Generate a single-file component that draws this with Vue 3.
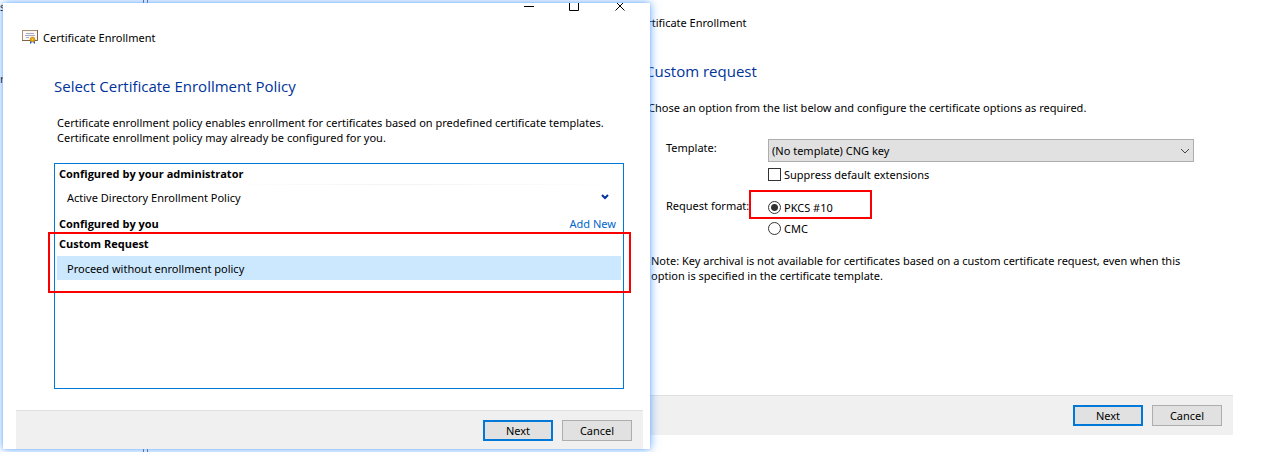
<script setup>
import { ref } from 'vue'

const template = ref('cng')
const suppress = ref(false)
const format = ref('pkcs10')
</script>

<template>
  <main class="desktop">
    <div class="console" aria-hidden="true">
      <span class="tree">
        <span>s</span>
        <span>r</span>
      </span>
      <span class="splitter"></span>
    </div>

    <section class="dialog front">
      <div class="controls">
        <button type="button" aria-label="Minimize">
          <svg width="12" height="8" viewBox="0 0 12 8"><path d="M2 3.5H12" /></svg>
        </button>
        <button type="button" aria-label="Maximize">
          <svg width="12" height="8" viewBox="0 0 12 8"><path d="M1.5 -2V7.5H10.5V-2" /></svg>
        </button>
        <button type="button" aria-label="Close">
          <svg width="12" height="8" viewBox="0 0 12 8"><path d="M1 -2L10.5 7.5M11 -2L1.5 7.5" /></svg>
        </button>
      </div>

      <header class="title">
        <svg width="16" height="14" viewBox="0 0 16 14">
          <rect x="0.5" y="0.5" width="15" height="10" fill="#fbf8f4" stroke="#a98f78" />
          <path d="M15.5 0V10.5H0" fill="none" stroke="#7d614b" />
          <path d="M4 3.5H12M3 5.5H13M4 7.5H7" stroke="#a9a9c6" fill="none" />
          <path d="M8 10V14L9.500 13L10 10ZM11 10L11.500 13L13 14V10Z" fill="#1f63d0" />
          <circle cx="10.500" cy="9.500" r="2.500" fill="#e5a00d" stroke="#b87c08" stroke-width="0.500" />
          <circle cx="10.500" cy="9.500" r="0.800" fill="#f8d264" />
        </svg>
        <span>Certificate Enrollment</span>
      </header>

      <h1>Select Certificate Enrollment Policy</h1>
      <p class="intro">
        Certificate enrollment policy enables enrollment for certificates based on predefined certificate templates.<br />
        Certificate enrollment policy may already be configured for you.
      </p>

      <div class="policies">
        <h2>Configured by your administrator</h2>
        <div class="policy">
          <span>Active Directory Enrollment Policy</span>
          <button type="button" class="expand" aria-label="Show details">
            <svg width="8" height="6" viewBox="0 0 8 6"><path d="M1 1L4 4L7 1" /></svg>
          </button>
        </div>
        <h2 class="own">
          <span>Configured by you</span>
          <a href="#">Add New</a>
        </h2>
        <div class="custom">
          <h2>Custom Request</h2>
          <button type="button" class="choice" aria-pressed="true">Proceed without enrollment policy</button>
          <span class="mark"></span>
        </div>
      </div>

      <footer>
        <button type="button" class="push primary">Next</button>
        <button type="button" class="push">Cancel</button>
      </footer>
    </section>

    <section class="dialog back">
      <header class="title">
        <span>Certificate Enrollment</span>
      </header>
      <h1>Custom request</h1>
      <p class="intro">Chose an option from the list below and configure the certificate options as required.</p>

      <form class="options" @submit.prevent>
        <label class="name" for="template">Template:</label>
        <div class="field">
          <div class="combo">
            <select id="template" v-model="template">
              <option value="cng">(No template) CNG key</option>
            </select>
            <svg width="10" height="6" viewBox="0 0 10 6"><path d="M1 1L5 5L9 1" /></svg>
          </div>
          <label class="tick"><input v-model="suppress" type="checkbox" />Suppress default extensions</label>
        </div>
        <span id="format" class="name">Request format:</span>
        <div class="radios" role="radiogroup" aria-labelledby="format">
          <label class="tick"><input v-model="format" type="radio" name="format" value="pkcs10" />PKCS #10</label>
          <label class="tick"><input v-model="format" type="radio" name="format" value="cmc" />CMC</label>
          <span class="mark"></span>
        </div>
      </form>

      <p class="note">
        Note: Key archival is not available for certificates based on a custom certificate request, even when this<br />
        option is specified in the certificate template.
      </p>

      <footer>
        <button type="button" class="push primary">Next</button>
        <button type="button" class="push">Cancel</button>
      </footer>
    </section>
  </main>
</template>

<style>
body {
  background: #fff;
}
</style>

<style scoped>
.desktop {
  position: relative;
  display: flex;
  box-sizing: border-box;
  min-height: 100vh;
  padding: 0 31px 0 3px;
  overflow: hidden;
  color: #000;
  font: 11px/15px "Noto Sans", "Open Sans", sans-serif;
}

h1, h2, p {
  margin: 0;
}

button, select, input {
  margin: 0;
  padding: 0;
  font: inherit;
  color: inherit;
}

.console {
  position: absolute;
  inset: 0 50% 0 0;
}

.tree {
  position: absolute;
  top: -1px;
  left: 0;
  display: grid;
  gap: 57px;
}

.splitter {
  position: absolute;
  top: 0;
  bottom: 0;
  left: 143px;
  width: 3px;
  border: solid #5c7090;
  border-width: 0 1px;
}

.dialog {
  display: flex;
  flex-direction: column;
  min-width: 0;
  background: #fff;
  white-space: nowrap;
}

.front {
  position: relative;
  z-index: 1;
  flex: 647 1 0;
  margin: 3px 0;
  box-shadow: 0 0 1px #7ab8ff, 0 0 9px rgba(50, 140, 255, 0.8);
}

.back {
  flex: 613 1 0;
  margin: 0 0 17px -30px;
}

.controls {
  display: flex;
  justify-content: flex-end;
  gap: 34px;
  padding-right: 24px;
}

.controls button {
  display: flex;
  border: 0;
  background: none;
}

.controls path {
  fill: none;
  stroke: #000;
}

.title {
  display: flex;
  align-items: center;
  gap: 5px;
  height: 20px;
  margin: 16px 0 0 19px;
}

.back .title {
  margin: 12px 0 0 14px;
}

h1 {
  margin: 27px 0 0 51px;
  color: #003399;
  font-family: "Open Sans", "Noto Sans", sans-serif;
  font-size: 15px;
  font-weight: 400;
  line-height: 24px;
}

.back h1 {
  margin-left: 25px;
}

.intro {
  margin: 17px 0 0 54px;
}

.back .intro {
  margin-left: 28px;
}

.policies {
  flex: 1;
  margin: 18px 26px 21px 51px;
  padding: 0 2px;
  border: 1px solid #0078d7;
}

h2 {
  padding: 0 2px;
  font-family: "Open Sans", "Noto Sans", sans-serif;
  font-size: 11px;
  font-weight: 700;
  line-height: 20px;
}

.policy {
  display: flex;
  align-items: center;
  justify-content: space-between;
  height: 26px;
  padding: 0 10px;
  background: linear-gradient(90deg, transparent 30%, #f3f3f3 60%, transparent) top / 100% 1px no-repeat;
}

.expand {
  display: flex;
  padding: 2px;
  border: 0;
  background: none;
}

.expand path {
  fill: none;
  stroke: #003399;
  stroke-width: 2;
}

.own {
  display: flex;
  justify-content: space-between;
  margin-top: 4px;
  padding-right: 5px;
}

.own a {
  color: #0066cc;
  font-family: "Noto Sans", "Open Sans", sans-serif;
  font-weight: 400;
  text-decoration: none;
}

.custom {
  position: relative;
}

.choice {
  width: 100%;
  height: 24px;
  margin-top: 2px;
  padding: 0 10px;
  border: 0;
  background: #cce8ff;
  text-align: left;
}

.mark {
  position: absolute;
  border: 2px solid #fb0000;
  pointer-events: none;
}

.custom .mark {
  inset: -2px -10px -13px -9px;
}

footer {
  display: flex;
  justify-content: flex-end;
  gap: 9px;
  box-sizing: border-box;
  height: 39px;
  margin: 0 7px 0 13px;
  padding: 9px 11px 0 0;
  border-top: 1px solid #dfdfdf;
  background: #f0f0f0;
}

.back footer {
  height: 40px;
  margin: auto 0 0;
}

.push {
  width: 70px;
  height: 21px;
  border: 1px solid #adadad;
  background: #e1e1e1;
}

.push.primary {
  border: 2px solid #0078d7;
}

.options {
  display: grid;
  grid-template-columns: 102px 1fr;
  row-gap: 12px;
  margin: 24px 39px 0 46px;
}

.name {
  line-height: 18px;
}

.field {
  display: grid;
  gap: 2px;
}

.combo {
  display: flex;
  align-items: center;
}

.combo select {
  flex: 1;
  height: 23px;
  padding: 0 3px;
  border: 1px solid #adadad;
  border-radius: 0;
  background: #e1e1e1;
  appearance: none;
}

.combo svg {
  margin: 0 4px 0 -14px;
  pointer-events: none;
}

.combo path {
  fill: none;
  stroke: #444;
}

.tick {
  display: flex;
  align-items: center;
  gap: 3px;
  height: 21px;
}

.tick input {
  box-sizing: border-box;
  width: 13px;
  height: 13px;
  border: 1px solid #333;
  background: #fff;
  appearance: none;
}

.tick input[type="radio"] {
  border-radius: 50%;
}

.tick input[type="radio"]:checked {
  background: radial-gradient(circle, #333 3px, #fff 4px);
}

.radios {
  position: relative;
}

.radios .mark {
  top: -7px;
  left: -19px;
  width: 119px;
  height: 25px;
}

.note {
  margin: 14px 0 0 31px;
}
</style>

→ WRITTEN EXERCISE
Pull out all lines containing "this".

→ EXERCISE ANSWER
Generate a single-file component that draws this with Vue 3.
        Note: Key archival is not available for certificates based on a custom certificate request, even when this<br />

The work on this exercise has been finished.